Count the lines below that contain the word "styles", and report only that number.

■ ■ ■

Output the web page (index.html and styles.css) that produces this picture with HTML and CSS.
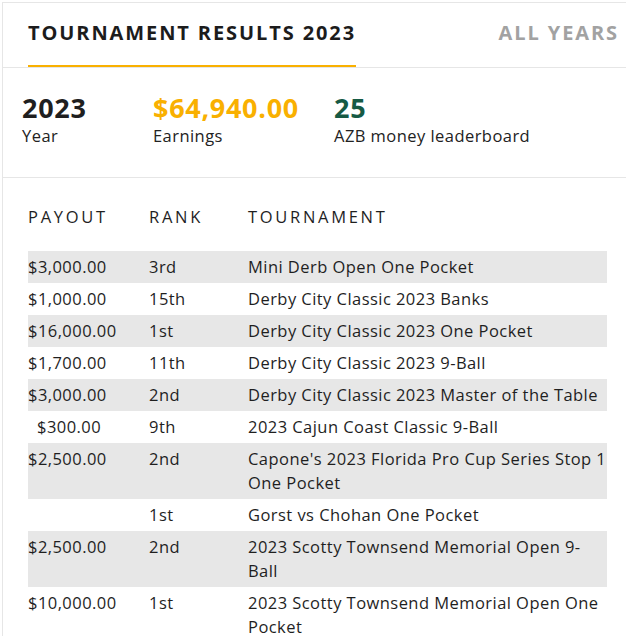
FILE: index.html
```html
<!DOCTYPE html>
<html lang="en">
<head>
<meta charset="utf-8">
<title>Tournament Results 2023</title>
<link rel="stylesheet" href="styles.css">
</head>
<body>
<div class="panel">
  <div class="tabs">
    <a class="tab active">TOURNAMENT RESULTS 2023</a>
    <a class="tab">ALL YEARS</a>
  </div>
  <div class="stats">
    <div class="stat">
      <div class="stat-value">2023</div>
      <div class="stat-label">Year</div>
    </div>
    <div class="stat">
      <div class="stat-value earnings">$64,940.00</div>
      <div class="stat-label">Earnings</div>
    </div>
    <div class="stat">
      <div class="stat-value rank">25</div>
      <div class="stat-label">AZB money leaderboard</div>
    </div>
  </div>
  <div class="results">
    <table class="results-table">
      <colgroup>
        <col class="col-payout">
        <col class="col-rank">
        <col class="col-tournament">
      </colgroup>
      <thead>
        <tr><th>PAYOUT</th><th>RANK</th><th>TOURNAMENT</th></tr>
      </thead>
      <tbody>
        <tr><td>$3,000.00</td><td>3rd</td><td>Mini Derb Open One Pocket</td></tr>
        <tr><td>$1,000.00</td><td>15th</td><td>Derby City Classic 2023 Banks</td></tr>
        <tr><td>$16,000.00</td><td>1st</td><td>Derby City Classic 2023 One Pocket</td></tr>
        <tr><td>$1,700.00</td><td>11th</td><td>Derby City Classic 2023 9-Ball</td></tr>
        <tr><td>$3,000.00</td><td>2nd</td><td>Derby City Classic 2023 Master of the Table</td></tr>
        <tr><td class="short">$300.00</td><td>9th</td><td>2023 Cajun Coast Classic 9-Ball</td></tr>
        <tr><td>$2,500.00</td><td>2nd</td><td>Capone's 2023 Florida Pro Cup Series Stop 1 One Pocket</td></tr>
        <tr><td></td><td>1st</td><td>Gorst vs Chohan One Pocket</td></tr>
        <tr><td>$2,500.00</td><td>2nd</td><td>2023 Scotty Townsend Memorial Open 9-Ball</td></tr>
        <tr><td>$10,000.00</td><td>1st</td><td>2023 Scotty Townsend Memorial Open One Pocket</td></tr>
      </tbody>
    </table>
  </div>
</div>
</body>
</html>
```
FILE: styles.css
```css
html, body {
  margin: 0;
  padding: 0;
  background: #ffffff;
}

body {
  font-family: "Open Sans", "DejaVu Sans", sans-serif;
  color: #1f1f1f;
  overflow: hidden;
}

.panel {
  margin: 2px 0 0 2px;
  border-top: 1px solid #e6e6e6;
  border-left: 1px solid #e6e6e6;
}

.tabs {
  display: flex;
  align-items: flex-end;
  padding: 0 7px 0 25px;
  border-bottom: 1px solid #e6e6e6;
}

.tab {
  display: block;
  font-size: 20px;
  font-weight: 700;
  line-height: 24px;
  letter-spacing: 1.9px;
  padding: 18px 0 20px;
  border-bottom: 2px solid transparent;
  color: #a2a2a2;
  white-space: nowrap;
}

.tab.active {
  color: #1c1c1c;
  border-bottom-color: #f9b000;
}

.tab + .tab {
  margin-left: auto;
}

.stats {
  display: grid;
  grid-template-columns: 131px 181px auto;
  padding: 23px 0 29px 19px;
  border-bottom: 1px solid #e6e6e6;
}

.stat-value {
  font-size: 27px;
  font-weight: 700;
  line-height: 33px;
  letter-spacing: 0.7px;
  color: #1f1f1f;
}

.stat-value.earnings {
  color: #f9b000;
}

.stat-value.rank {
  color: #165a44;
}

.stat-label {
  font-size: 16.5px;
  line-height: 24px;
  letter-spacing: 0.45px;
  color: #222222;
}

.results {
  padding-left: 25px;
}

.results-table {
  width: 579px;
  table-layout: fixed;
  border-collapse: collapse;
  font-size: 16.5px;
  line-height: 24px;
  letter-spacing: 0.45px;
}

.col-payout { width: 121px; }
.col-rank { width: 99px; }
.col-tournament { width: 359px; }

.results-table th {
  text-align: left;
  font-weight: 400;
  letter-spacing: 2.7px;
  padding: 27px 0 22px;
  color: #1f1f1f;
}

.results-table td {
  padding: 4px 0;
  vertical-align: top;
  color: #1f1f1f;
}

.results-table tbody tr:nth-child(odd) {
  background: #e7e7e7;
}

.results-table td.short {
  padding-left: 9px;
}
```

■ ■ ■

§ Final answer
3